The choice of an algorithmic strategy is a direct consequence of the trade-off between market impact and timing risk, as illuminated by pre-trade TCA. An order with high urgency, perhaps driven by a short-lived alpha signal, necessitates a strategy that minimizes timing risk. The pre-trade model will likely show that a fast, aggressive algorithm, such as one targeting a high percentage of volume, will have a lower expected timing cost, though its projected market impact will be substantial. Conversely, for a large, less urgent order, such as a portfolio rebalance, the primary concern is minimizing the footprint.

The pre-trade analysis will favor a passive strategy, like a time-weighted average price (TWAP) or volume-weighted average price (VWAP) algorithm, which slices the order into small pieces to be executed over a longer period. The projected market impact will be low, but the timing risk, the exposure to adverse market moves over the extended execution horizon, will be commensurately higher.

This decision-making process can be formalized into a strategic matrix where algorithmic choices are mapped against order characteristics and market conditions.

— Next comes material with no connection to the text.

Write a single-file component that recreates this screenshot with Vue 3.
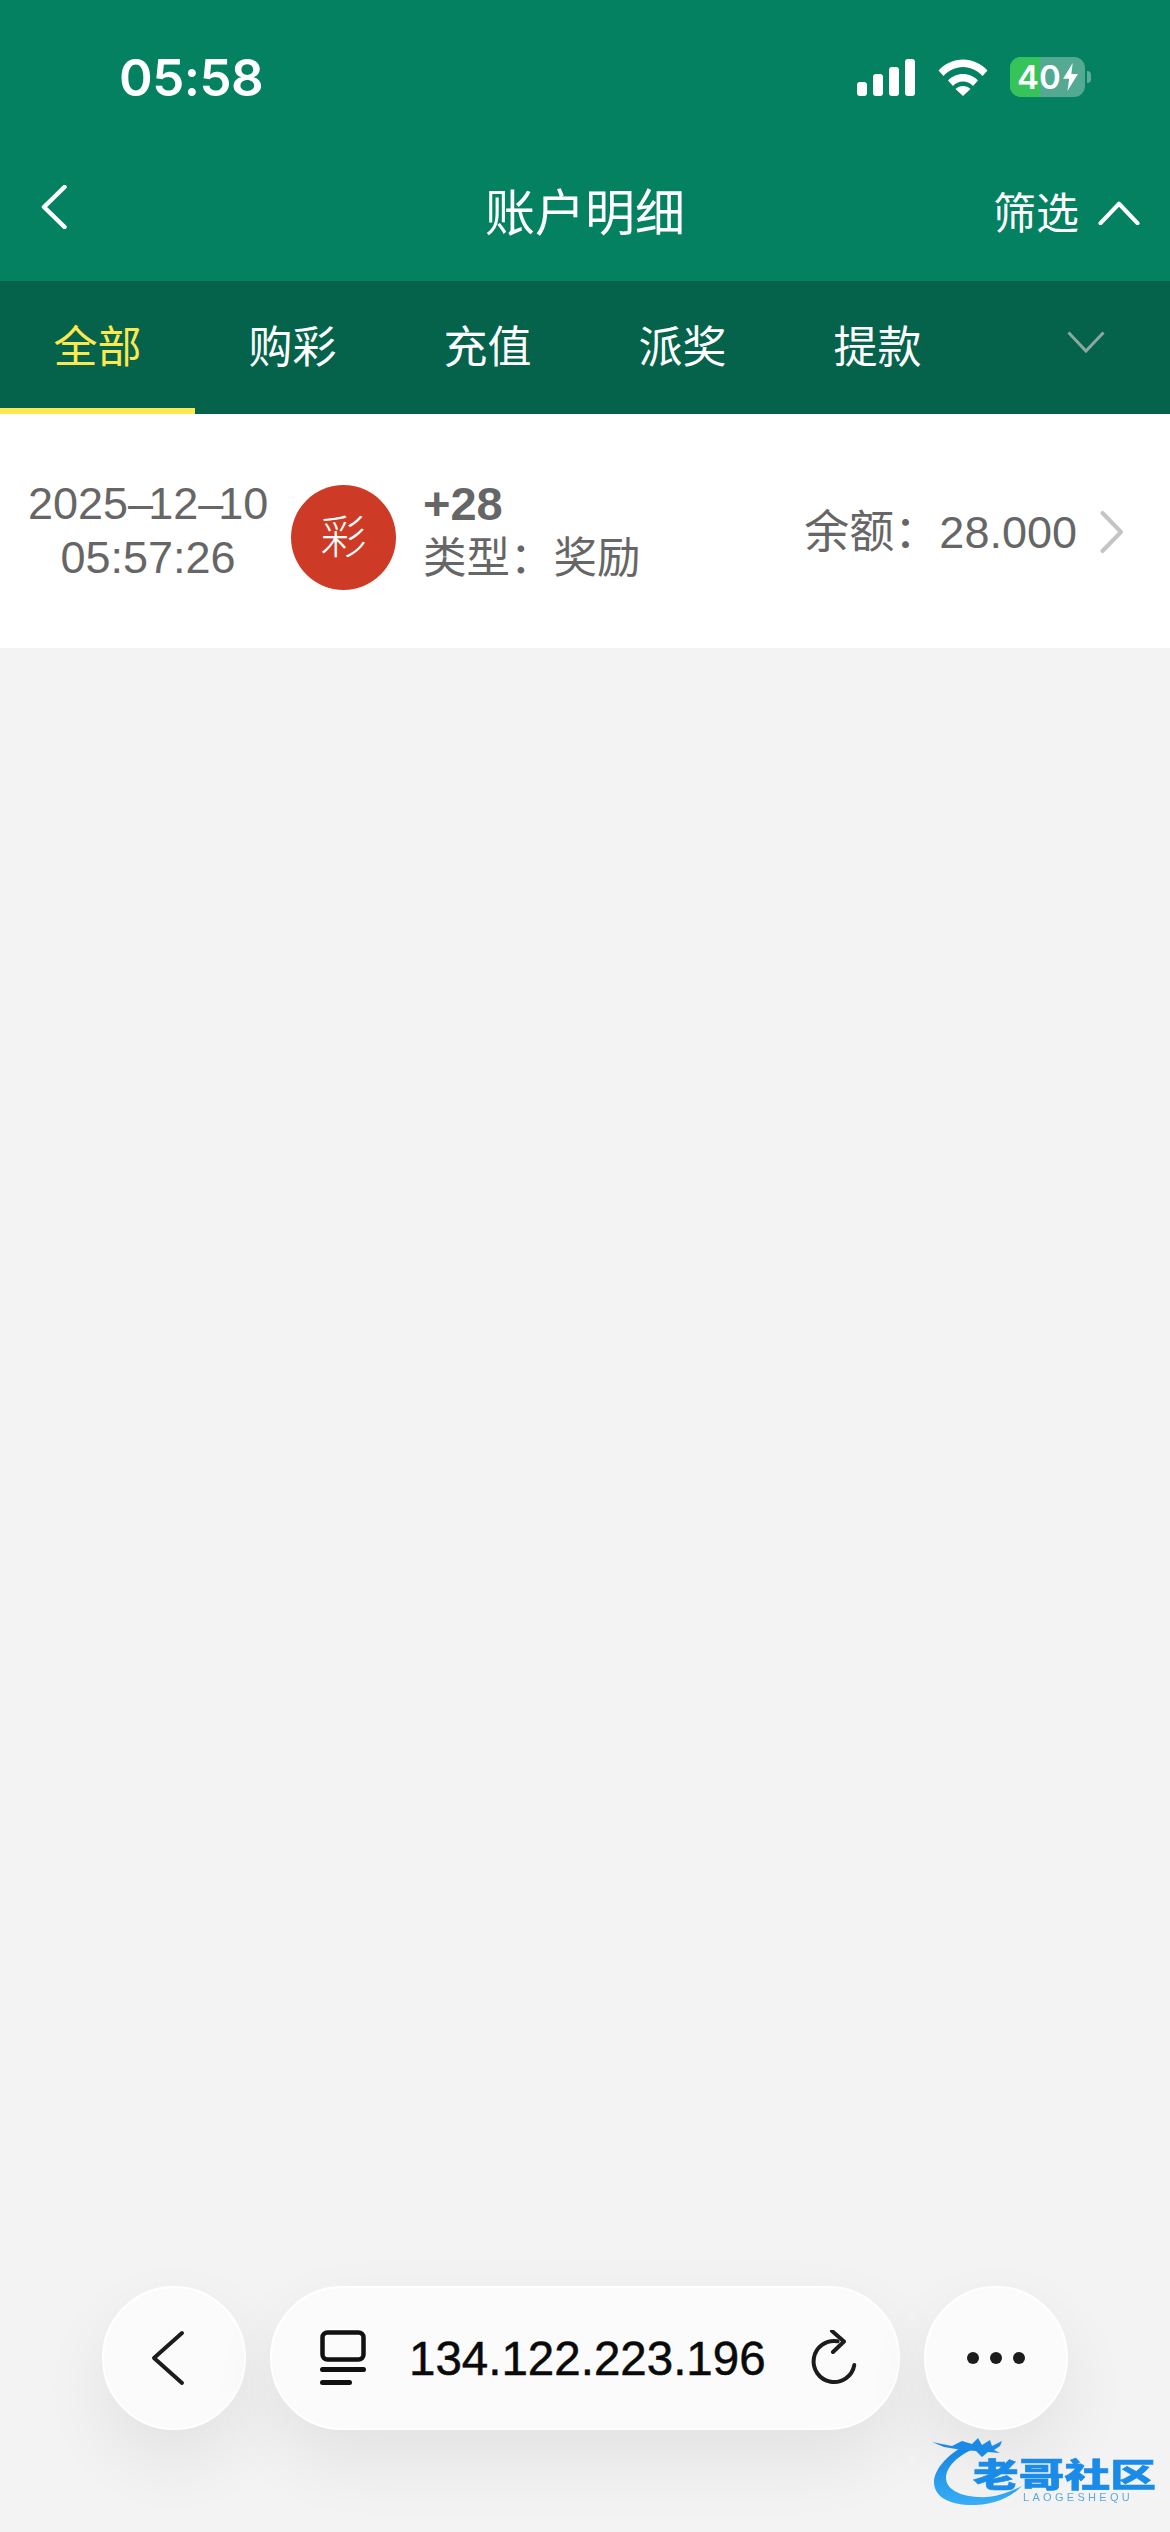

Algorithmic Strategy Selection Matrix
Order Urgency & Alpha Decay Low Volatility Environment High Volatility Environment
High Urgency / Fast Decay Implementation Shortfall / POV (30-50%) ▴ Prioritizes speed to capture alpha, accepting higher impact costs. Adaptive Shortfall / Stealth ▴ Dynamically adjusts participation to seek liquidity while managing extreme volatility. High alert for impact.
Medium Urgency / Moderate Decay VWAP / TWAP ▴ Standard benchmark-driven execution. Balances impact and timing risk in a predictable market. Participate (POV) with Limits ▴ Caps participation to avoid chasing momentum while ensuring steady execution.
Low Urgency / Slow Decay Passive / Liquidity Seeking ▴ Posts orders in dark pools or on the bid/offer to minimize impact and capture spread. Opportunistic Strike ▴ Executes primarily on price reversions or when spreads narrow, accepting longer execution times for price improvement.

The table above illustrates how pre-trade TCA informs a contingent approach to execution. There is no single “best” algorithm; there is only the most appropriate algorithm for a specific order in a specific market context. The role of TCA is to provide the quantitative framework for making that selection in a consistent and defensible manner.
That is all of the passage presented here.